Was the evidence relied upon by the Nanavati Commission to indict Tytler for the 1984 Sikh massacre not enough to punish him by the trial court that the latter accepted the clean chit given by the CBI?

Once again, it has been established that the CBI acts according to the wishes of the ruling party and not as an independent investigating agency.

It is a blot on the state and the judicial system that for the past quarter of a century, the culprits and abettors of the massacre are roaming free. 


Noise pollution

There are many synonyms – clatter, blare, din, clamour – but essentially noise remains noise: an unwanted sound. Nothing in any case changes the fact that it comes from Latin, nausea. Authoritative WHO studies confirm emphatically that noise leads, among other things, to “annoyance, stress, high blood pressure, sleep loss, the inability to concentrate, the inability to learn, and loss of productivity.”

But nearly everyone living in Chandigarh seems to be blissfully unmindful of it. While the city lays claim to being “Beautiful”, it still has to acquire a civil soul in this respect, I fear.
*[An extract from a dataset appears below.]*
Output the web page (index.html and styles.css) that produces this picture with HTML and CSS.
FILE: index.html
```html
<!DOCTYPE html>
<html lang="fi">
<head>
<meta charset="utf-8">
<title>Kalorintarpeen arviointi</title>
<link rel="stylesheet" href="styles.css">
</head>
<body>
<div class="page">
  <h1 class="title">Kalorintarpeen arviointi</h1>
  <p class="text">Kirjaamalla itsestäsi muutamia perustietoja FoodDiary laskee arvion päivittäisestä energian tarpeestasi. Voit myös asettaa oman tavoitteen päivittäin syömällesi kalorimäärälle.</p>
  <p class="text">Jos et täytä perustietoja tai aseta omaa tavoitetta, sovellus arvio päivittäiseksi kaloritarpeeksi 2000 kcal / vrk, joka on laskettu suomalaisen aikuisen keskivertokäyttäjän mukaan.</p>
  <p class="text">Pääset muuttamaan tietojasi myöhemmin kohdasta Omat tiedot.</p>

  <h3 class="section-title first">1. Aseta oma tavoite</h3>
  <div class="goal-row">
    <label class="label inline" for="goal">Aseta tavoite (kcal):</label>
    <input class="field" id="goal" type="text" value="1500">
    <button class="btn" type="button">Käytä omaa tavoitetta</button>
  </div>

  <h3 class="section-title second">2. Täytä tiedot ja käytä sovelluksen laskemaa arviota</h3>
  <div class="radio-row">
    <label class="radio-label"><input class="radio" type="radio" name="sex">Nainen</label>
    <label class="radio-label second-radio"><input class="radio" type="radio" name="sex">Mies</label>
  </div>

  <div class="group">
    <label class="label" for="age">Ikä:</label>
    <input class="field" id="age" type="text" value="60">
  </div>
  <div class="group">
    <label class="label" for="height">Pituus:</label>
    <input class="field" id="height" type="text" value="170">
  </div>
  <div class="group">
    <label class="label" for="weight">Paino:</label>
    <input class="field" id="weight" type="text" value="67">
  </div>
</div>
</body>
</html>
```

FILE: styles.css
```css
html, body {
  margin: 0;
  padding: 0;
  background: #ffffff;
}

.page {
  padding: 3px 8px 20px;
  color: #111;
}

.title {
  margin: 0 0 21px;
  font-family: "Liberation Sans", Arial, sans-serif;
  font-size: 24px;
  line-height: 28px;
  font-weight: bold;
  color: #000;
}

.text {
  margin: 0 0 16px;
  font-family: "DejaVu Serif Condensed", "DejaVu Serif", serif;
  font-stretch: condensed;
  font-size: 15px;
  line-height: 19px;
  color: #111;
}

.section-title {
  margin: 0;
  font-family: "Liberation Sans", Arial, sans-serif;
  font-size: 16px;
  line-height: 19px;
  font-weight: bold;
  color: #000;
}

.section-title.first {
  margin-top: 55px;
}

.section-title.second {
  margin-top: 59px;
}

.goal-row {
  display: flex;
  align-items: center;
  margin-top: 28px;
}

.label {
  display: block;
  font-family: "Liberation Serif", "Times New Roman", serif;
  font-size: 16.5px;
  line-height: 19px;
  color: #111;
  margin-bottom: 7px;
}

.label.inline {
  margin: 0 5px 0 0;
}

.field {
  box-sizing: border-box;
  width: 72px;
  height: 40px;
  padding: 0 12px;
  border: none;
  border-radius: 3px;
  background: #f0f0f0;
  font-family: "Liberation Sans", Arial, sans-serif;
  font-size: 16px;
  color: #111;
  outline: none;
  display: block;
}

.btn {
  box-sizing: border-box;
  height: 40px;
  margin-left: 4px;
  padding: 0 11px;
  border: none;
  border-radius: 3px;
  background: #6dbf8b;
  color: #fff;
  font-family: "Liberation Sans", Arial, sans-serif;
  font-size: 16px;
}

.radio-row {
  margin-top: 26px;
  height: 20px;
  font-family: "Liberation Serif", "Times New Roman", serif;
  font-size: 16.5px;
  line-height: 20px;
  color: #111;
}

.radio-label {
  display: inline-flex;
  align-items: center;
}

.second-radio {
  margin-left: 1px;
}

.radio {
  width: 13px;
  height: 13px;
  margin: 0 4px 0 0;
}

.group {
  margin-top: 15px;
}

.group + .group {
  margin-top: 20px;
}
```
Other sources of it apart, just consider the levels of noise produced by loudspeakers in our city: by religious establishments which seem to have a hot line to God: by marriage pandals which appear to think that everyone is obligated to partake of their merriment; by political parties which fear nothing and care for nothing; by rallyists who place all their faith in noise anyhow. Where does all this take us?
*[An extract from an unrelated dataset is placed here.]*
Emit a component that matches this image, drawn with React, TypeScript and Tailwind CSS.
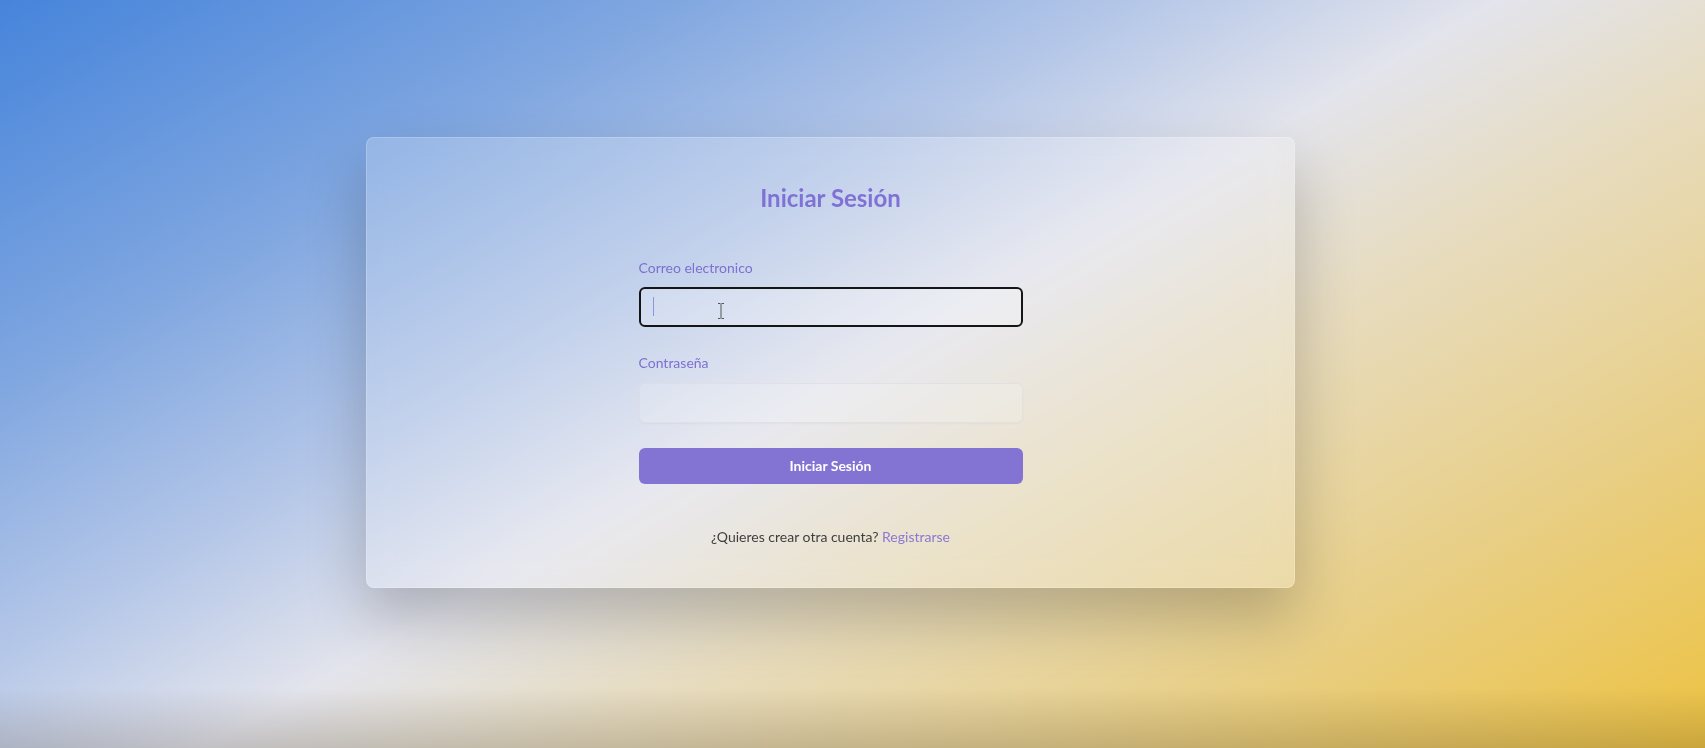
export default function App() {
  return (
    <div
      className="min-h-[748px] w-full bg-[linear-gradient(to_bottom,transparent_92%,rgba(60,50,40,0.2)),linear-gradient(150deg,#4684db_0%,#7fa6e0_22%,#b5c7e8_38%,#e3e4ec_50%,#e7dcc0_62%,#e8cf88_80%,#edc241_100%)] pt-[137px] pr-[44px] flex justify-center"
      style={{ fontFamily: 'Lato, "Noto Sans", sans-serif' }}
    >
      <div className="w-[929px] h-[451px] rounded-lg bg-white/20 border border-white/20 backdrop-blur-md shadow-[0_30px_60px_rgba(0,0,0,0.22)] pt-[44px] flex flex-col items-center">
        <h1 className="text-2xl leading-8 font-bold text-[#8072d4]">
          Iniciar Sesión
        </h1>

        <form className="w-96 mt-[44px] flex flex-col">
          <label className="text-sm leading-5 text-[#7d70d0]">
            Correo electronico
          </label>
          <div className="relative mt-[9px]">
            <input
              type="email"
              className="w-full h-10 rounded-md border-2 border-[#151515] bg-white/20 px-3 outline-none"
            />
            <span className="absolute left-[14px] top-[10px] h-[19px] w-px bg-[#8f92dc]" />
            <svg
              className="absolute left-[78px] top-[16px]"
              width="8"
              height="16"
              viewBox="0 0 8 16"
              fill="none"
              stroke="#555"
              strokeWidth="1"
            >
              <path d="M1 0.5h2.5M4.5 0.5H7M4 1v14M1 15.5h2.5M4.5 15.5H7" />
            </svg>
          </div>

          <label className="text-sm leading-5 text-[#7d70d0] mt-[26px]">
            Contraseña
          </label>
          <input
            type="password"
            className="mt-[10px] w-full h-10 rounded-md border border-[#dedde2]/80 bg-white/15 px-3 outline-none shadow-[0_1px_2px_rgba(0,0,0,0.04)]"
          />

          <button
            type="button"
            className="mt-[25px] h-9 w-full rounded-md bg-[#8373d3] text-sm font-bold text-white"
          >
            Iniciar Sesión
          </button>
        </form>

        <p className="mt-[43px] text-sm leading-5 text-[#3e3e3e]">
          ¿Quieres crear otra cuenta?{' '}
          <a href="#" className="text-[#8a78d4]">
            Registrarse
          </a>
        </p>
      </div>
    </div>
  );
}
Is the administration not obliged first to make the laws in this regard widely known and then rigorously enforced? Will those responsible for these levels of noise continue to believe that “law” is one thing and “order” another? Will everyone get away with it all the time? Or will someone be able to do something about it?

B.N. GOSWAMY, Chandigarh


This has reference to the newsitem appeared in Chandigarh Tribune under the heading "Sons of banker held for snatching mobile" (December 23, 2004).

In this regard, we may clarify that as per the court orders, dated September 16, 2005, in the court of Justice Sri Ram Kumar Singla, Judicial Magistrate, both Mr Ashish Talwar and Mr Anmol Talwar were acquitted in the mobile snatching case.